Nevertheless, it is necessary to return back to the issue of newspaper boys who are reasonably considered to become the first salesmen in the USA and who formed the culture of the USA in terms of salesmanship. Despite the overall opinion that it was a pleasant extra job for kids who wanted to have pocket money the reality turned out to be not that optimistic, bright or promising:

Newsboys first appeared on city streets in the mid-19th century with the rise of mass-circulation newspapers.
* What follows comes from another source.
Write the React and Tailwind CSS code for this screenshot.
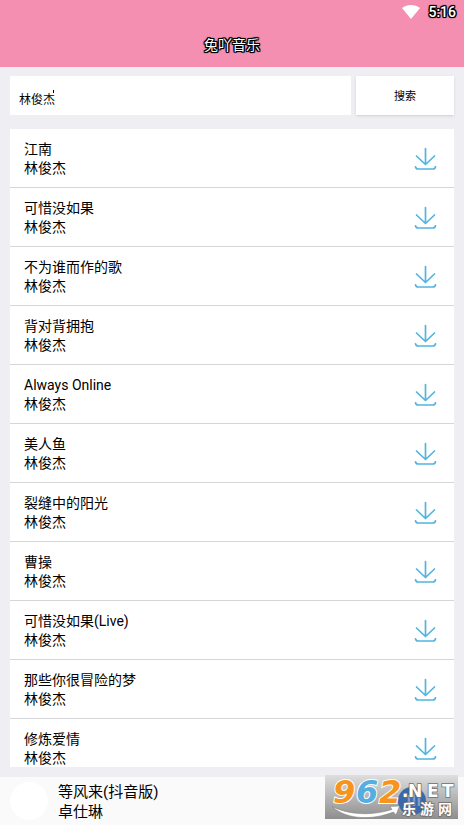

They were often wretchedly poor, homeless children who often shrieked the headlines well into the night and often slept on the street.3

Anyway, coming up to a conclusion it is possible to state the sales representatives’ introduction in the usual way of conducting sales in the USA was a great breakthrough in economy and marketing, the achievements of this innovative sphere are still used all over the world and will continue to evolve to satisfy the consumers’ needs.

Works Cited

  1. Postol, Todd Alexander. “Creating the American Newspaper Boy: Middle-Class Route Service and Juvenile Salesmanship in the Great Depression”. Journal of Social History, Vol. 31, No. 2. (1997), pp. 327-345. Web.
  2. Friedman, Walter E. Birth of the American Salesman, 2004.
  3. The Progressive Era: Newsies, 2009.

Endnotes

  1. Todd Alexander Postol, “Creating the American Newspaper Boy: Middle-Class Route Service and Juvenile Salesmanship in the Great Depression”, Journal of Social History, Vol. 31, No. 2. (1997), pp. 327-345.
  2. Walter A. Friedman. Birth of the American Salesman, 2004.
  3. The Progressive Era: Newsies, 2009.